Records
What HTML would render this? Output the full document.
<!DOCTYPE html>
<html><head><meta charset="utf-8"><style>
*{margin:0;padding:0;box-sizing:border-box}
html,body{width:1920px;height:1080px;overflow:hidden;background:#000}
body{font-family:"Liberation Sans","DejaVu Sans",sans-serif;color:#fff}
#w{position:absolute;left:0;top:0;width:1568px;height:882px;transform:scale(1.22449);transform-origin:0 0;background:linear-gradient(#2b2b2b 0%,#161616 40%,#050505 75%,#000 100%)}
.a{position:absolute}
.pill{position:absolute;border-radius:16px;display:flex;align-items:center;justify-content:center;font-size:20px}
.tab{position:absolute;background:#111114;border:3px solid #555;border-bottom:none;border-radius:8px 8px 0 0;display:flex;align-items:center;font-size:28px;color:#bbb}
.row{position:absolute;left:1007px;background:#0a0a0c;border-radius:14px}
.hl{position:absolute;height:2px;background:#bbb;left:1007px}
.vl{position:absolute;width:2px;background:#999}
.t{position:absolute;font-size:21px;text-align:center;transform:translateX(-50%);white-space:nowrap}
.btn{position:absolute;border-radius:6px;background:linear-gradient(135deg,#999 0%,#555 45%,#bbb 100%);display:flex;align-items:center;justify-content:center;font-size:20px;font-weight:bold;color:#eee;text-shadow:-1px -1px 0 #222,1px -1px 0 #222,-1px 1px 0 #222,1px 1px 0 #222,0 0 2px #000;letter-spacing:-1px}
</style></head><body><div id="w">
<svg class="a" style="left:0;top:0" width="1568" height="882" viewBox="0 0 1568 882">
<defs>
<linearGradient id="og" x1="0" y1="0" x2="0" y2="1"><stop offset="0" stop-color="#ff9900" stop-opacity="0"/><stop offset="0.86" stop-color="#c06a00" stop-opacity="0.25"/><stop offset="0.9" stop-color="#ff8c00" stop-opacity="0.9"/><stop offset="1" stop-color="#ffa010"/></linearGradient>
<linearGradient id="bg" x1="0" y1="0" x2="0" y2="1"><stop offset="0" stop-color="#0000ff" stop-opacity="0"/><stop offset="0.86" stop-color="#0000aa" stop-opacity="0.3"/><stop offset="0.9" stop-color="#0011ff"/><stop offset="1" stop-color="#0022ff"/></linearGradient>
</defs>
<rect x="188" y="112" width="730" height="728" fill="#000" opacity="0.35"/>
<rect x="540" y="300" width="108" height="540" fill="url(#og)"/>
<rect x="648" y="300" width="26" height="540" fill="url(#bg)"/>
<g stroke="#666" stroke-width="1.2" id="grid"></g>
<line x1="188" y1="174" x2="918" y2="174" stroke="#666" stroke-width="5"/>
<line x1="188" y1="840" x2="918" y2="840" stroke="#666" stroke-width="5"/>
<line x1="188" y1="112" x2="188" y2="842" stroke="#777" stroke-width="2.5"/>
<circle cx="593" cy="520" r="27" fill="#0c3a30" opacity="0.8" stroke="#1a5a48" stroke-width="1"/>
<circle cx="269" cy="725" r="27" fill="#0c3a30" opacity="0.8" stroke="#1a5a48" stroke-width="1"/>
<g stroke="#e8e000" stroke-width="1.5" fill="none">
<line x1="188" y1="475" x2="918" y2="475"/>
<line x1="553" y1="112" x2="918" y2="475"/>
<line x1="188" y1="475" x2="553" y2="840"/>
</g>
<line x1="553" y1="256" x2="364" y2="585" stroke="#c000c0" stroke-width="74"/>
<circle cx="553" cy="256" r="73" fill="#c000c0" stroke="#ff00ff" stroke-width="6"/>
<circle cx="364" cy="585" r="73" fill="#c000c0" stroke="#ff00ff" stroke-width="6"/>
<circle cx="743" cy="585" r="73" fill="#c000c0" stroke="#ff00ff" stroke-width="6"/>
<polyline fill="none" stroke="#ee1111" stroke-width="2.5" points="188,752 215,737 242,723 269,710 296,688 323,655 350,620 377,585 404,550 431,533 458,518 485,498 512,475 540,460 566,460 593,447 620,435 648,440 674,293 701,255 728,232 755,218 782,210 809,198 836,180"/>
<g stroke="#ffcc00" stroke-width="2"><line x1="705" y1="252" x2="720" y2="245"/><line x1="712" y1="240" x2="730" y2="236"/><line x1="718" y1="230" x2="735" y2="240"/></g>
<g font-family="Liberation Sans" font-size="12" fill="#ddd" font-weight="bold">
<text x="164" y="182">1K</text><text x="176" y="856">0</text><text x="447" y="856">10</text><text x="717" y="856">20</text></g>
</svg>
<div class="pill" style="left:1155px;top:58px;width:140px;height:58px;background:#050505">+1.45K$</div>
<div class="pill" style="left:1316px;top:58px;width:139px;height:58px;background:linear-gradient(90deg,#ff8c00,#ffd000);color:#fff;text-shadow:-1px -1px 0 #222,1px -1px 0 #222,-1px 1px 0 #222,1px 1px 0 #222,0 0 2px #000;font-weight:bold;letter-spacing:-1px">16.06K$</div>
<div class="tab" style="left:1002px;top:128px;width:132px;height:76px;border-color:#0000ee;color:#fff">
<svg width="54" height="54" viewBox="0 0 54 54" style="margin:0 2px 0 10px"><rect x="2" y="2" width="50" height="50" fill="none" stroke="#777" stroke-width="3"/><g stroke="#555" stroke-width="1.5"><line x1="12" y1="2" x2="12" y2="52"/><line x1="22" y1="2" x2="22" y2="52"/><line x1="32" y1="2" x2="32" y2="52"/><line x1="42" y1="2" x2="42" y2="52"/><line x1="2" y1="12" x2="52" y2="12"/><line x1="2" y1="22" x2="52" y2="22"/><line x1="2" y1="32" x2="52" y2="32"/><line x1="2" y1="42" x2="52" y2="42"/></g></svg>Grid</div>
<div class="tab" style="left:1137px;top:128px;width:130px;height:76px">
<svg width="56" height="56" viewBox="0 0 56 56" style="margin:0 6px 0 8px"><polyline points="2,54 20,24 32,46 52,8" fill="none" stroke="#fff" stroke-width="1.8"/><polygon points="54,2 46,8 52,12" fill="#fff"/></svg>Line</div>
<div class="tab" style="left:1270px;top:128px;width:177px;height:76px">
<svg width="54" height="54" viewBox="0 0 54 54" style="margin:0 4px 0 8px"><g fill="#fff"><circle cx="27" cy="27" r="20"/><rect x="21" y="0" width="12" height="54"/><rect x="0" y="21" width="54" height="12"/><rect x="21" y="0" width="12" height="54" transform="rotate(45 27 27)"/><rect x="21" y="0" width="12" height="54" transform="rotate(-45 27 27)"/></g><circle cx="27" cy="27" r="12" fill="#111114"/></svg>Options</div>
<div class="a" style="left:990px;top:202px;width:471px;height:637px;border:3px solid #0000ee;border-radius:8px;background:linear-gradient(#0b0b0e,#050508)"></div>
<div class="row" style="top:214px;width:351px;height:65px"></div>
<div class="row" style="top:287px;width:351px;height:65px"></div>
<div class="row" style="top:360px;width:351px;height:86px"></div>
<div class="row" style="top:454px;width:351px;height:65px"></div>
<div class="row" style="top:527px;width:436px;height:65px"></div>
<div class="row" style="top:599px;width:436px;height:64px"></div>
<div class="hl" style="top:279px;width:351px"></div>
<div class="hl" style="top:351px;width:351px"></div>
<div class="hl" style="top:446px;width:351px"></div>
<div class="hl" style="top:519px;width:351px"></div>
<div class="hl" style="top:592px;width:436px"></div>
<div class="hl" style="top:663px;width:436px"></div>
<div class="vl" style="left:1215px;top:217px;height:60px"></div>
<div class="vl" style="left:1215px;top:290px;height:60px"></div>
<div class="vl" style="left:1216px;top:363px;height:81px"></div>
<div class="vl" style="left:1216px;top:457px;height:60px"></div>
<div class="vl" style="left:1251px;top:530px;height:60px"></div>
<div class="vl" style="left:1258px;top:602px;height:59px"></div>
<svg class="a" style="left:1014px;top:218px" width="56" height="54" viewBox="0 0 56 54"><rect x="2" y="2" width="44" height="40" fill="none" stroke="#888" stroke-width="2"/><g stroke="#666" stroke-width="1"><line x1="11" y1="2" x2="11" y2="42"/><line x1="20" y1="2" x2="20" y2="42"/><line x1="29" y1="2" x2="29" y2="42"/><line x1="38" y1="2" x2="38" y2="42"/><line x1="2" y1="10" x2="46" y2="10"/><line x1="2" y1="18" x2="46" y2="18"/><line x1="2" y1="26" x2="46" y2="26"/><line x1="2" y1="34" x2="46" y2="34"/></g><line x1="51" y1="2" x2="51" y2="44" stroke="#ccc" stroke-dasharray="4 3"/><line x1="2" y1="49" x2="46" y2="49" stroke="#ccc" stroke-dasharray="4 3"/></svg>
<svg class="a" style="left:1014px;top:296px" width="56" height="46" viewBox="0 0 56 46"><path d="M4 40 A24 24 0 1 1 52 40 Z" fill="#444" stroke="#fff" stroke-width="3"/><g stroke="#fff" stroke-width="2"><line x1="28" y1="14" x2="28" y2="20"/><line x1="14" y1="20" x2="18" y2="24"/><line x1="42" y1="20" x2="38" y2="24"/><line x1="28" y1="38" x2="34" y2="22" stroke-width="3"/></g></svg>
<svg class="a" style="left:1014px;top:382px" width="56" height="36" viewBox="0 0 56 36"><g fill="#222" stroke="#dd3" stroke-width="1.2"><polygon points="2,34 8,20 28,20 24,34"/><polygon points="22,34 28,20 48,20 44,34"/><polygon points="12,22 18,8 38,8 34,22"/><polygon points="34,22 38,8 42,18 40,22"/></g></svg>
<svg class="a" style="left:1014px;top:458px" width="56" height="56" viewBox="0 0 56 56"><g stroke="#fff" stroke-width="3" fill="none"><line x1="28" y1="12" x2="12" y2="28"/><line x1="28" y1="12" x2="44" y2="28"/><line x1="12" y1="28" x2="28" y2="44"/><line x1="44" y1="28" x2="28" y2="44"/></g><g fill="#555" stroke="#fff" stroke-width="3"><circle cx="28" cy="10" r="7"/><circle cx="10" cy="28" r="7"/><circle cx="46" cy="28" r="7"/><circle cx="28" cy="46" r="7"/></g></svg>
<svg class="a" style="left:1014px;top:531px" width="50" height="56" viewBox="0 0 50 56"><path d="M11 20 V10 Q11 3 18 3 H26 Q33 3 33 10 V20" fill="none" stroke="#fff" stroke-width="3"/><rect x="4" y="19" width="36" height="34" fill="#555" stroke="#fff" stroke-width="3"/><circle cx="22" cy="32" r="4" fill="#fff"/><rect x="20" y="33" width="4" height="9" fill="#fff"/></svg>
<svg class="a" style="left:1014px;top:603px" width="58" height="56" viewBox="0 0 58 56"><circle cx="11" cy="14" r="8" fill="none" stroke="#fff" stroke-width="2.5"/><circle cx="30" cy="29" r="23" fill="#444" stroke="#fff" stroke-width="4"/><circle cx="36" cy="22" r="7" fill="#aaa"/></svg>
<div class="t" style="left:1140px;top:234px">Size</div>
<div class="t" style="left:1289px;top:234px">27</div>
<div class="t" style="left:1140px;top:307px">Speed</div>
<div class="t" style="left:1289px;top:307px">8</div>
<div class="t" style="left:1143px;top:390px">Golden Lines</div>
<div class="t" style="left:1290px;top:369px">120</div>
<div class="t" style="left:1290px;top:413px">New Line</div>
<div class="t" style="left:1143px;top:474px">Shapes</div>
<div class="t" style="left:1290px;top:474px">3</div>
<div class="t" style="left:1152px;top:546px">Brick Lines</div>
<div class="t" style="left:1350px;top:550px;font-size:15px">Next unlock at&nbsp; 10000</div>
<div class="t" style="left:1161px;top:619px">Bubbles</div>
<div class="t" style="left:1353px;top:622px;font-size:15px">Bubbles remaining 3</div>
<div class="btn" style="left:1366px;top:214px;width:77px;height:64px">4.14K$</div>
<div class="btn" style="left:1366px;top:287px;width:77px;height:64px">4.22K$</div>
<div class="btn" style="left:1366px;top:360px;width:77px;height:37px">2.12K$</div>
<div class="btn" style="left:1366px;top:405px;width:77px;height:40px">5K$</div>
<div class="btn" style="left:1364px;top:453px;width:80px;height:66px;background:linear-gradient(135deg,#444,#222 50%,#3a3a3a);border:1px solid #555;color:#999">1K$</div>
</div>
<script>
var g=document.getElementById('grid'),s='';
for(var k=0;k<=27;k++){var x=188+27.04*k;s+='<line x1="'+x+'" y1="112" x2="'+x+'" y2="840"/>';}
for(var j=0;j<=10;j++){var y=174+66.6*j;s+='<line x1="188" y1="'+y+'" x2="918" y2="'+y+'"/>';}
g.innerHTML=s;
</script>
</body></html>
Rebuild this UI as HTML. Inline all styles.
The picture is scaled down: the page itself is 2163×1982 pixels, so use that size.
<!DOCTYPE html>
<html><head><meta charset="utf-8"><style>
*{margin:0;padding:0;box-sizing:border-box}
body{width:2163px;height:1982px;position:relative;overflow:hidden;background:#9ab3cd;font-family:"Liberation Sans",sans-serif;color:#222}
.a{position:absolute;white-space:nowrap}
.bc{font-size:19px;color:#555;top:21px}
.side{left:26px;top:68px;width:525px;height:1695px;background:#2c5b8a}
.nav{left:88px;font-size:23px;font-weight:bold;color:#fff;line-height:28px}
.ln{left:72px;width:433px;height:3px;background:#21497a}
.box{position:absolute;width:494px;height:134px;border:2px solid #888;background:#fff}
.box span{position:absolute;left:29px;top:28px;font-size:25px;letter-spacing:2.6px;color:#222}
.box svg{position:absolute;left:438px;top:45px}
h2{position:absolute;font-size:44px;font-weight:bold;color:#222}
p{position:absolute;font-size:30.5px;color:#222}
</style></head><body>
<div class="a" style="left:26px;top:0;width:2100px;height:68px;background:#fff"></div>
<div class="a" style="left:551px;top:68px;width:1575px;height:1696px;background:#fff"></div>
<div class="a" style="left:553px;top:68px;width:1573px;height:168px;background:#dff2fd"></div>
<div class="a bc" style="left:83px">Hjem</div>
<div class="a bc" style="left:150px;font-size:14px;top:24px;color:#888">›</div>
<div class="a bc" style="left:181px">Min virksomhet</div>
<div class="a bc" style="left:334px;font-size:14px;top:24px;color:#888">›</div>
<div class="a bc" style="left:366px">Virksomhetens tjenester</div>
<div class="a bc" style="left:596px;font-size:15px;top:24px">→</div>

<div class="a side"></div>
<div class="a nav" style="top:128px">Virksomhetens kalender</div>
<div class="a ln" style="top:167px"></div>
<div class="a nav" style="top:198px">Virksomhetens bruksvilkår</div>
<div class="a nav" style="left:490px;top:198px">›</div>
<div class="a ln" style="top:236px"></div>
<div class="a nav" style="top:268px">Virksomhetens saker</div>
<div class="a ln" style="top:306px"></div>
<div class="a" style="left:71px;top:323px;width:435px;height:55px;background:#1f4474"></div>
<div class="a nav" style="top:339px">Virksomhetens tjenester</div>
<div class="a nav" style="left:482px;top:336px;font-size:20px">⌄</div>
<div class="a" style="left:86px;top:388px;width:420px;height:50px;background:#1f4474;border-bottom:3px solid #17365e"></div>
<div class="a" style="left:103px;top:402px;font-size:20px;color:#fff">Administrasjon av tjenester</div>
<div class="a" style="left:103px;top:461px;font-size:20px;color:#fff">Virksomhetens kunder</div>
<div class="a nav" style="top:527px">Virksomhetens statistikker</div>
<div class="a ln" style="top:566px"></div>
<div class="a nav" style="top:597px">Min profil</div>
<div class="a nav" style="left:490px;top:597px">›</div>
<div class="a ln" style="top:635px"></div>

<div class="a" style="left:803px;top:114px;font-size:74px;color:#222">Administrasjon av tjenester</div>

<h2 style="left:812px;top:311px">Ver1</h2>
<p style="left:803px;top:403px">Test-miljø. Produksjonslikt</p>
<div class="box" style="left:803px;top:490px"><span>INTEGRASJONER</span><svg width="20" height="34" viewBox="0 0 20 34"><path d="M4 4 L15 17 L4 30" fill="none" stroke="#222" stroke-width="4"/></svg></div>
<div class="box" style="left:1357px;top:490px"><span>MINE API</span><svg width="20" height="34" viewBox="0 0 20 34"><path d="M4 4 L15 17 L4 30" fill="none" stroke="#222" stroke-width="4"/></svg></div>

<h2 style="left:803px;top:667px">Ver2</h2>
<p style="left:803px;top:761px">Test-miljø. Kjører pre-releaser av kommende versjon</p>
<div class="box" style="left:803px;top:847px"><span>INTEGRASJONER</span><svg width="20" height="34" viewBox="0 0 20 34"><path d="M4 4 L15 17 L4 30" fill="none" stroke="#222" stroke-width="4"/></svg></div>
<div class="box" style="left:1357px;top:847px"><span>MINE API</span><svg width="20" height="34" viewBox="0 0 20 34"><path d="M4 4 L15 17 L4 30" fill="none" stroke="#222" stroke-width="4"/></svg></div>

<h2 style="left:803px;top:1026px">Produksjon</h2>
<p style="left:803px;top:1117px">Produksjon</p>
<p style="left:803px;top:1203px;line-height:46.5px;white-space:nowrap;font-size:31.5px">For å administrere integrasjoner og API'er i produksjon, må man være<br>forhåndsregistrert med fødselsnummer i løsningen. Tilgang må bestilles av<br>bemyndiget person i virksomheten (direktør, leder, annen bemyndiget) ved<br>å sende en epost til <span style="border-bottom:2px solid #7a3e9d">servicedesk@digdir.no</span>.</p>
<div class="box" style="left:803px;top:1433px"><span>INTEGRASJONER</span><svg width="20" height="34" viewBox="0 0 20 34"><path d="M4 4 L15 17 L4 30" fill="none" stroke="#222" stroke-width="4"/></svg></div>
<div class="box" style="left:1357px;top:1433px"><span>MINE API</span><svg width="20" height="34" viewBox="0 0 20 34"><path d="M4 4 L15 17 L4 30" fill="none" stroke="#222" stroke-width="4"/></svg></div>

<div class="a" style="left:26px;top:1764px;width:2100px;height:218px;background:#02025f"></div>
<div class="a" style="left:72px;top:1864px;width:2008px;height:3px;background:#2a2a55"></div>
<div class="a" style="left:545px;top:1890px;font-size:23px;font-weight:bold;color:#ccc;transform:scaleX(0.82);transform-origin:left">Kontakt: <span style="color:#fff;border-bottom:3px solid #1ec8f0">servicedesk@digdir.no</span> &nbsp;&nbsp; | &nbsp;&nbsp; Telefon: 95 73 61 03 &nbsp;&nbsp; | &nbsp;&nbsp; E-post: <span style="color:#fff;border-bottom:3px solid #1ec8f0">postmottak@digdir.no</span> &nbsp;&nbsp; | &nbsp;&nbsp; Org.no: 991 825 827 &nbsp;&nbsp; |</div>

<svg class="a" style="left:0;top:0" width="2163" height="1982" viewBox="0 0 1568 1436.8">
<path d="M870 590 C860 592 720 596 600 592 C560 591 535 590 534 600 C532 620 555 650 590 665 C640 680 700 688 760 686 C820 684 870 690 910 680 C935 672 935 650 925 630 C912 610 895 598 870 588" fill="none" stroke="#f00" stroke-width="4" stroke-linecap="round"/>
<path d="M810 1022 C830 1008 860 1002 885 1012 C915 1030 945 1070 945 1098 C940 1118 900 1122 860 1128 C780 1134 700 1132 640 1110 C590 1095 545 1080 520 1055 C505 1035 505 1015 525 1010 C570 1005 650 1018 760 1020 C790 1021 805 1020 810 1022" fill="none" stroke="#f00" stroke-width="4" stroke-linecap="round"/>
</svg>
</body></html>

> _Short problem_
Copy out all lines from the material above that contain the string "this".

> _Task answer_
What HTML would render this? Output the full document.
Rebuild this UI as HTML. Inline all styles.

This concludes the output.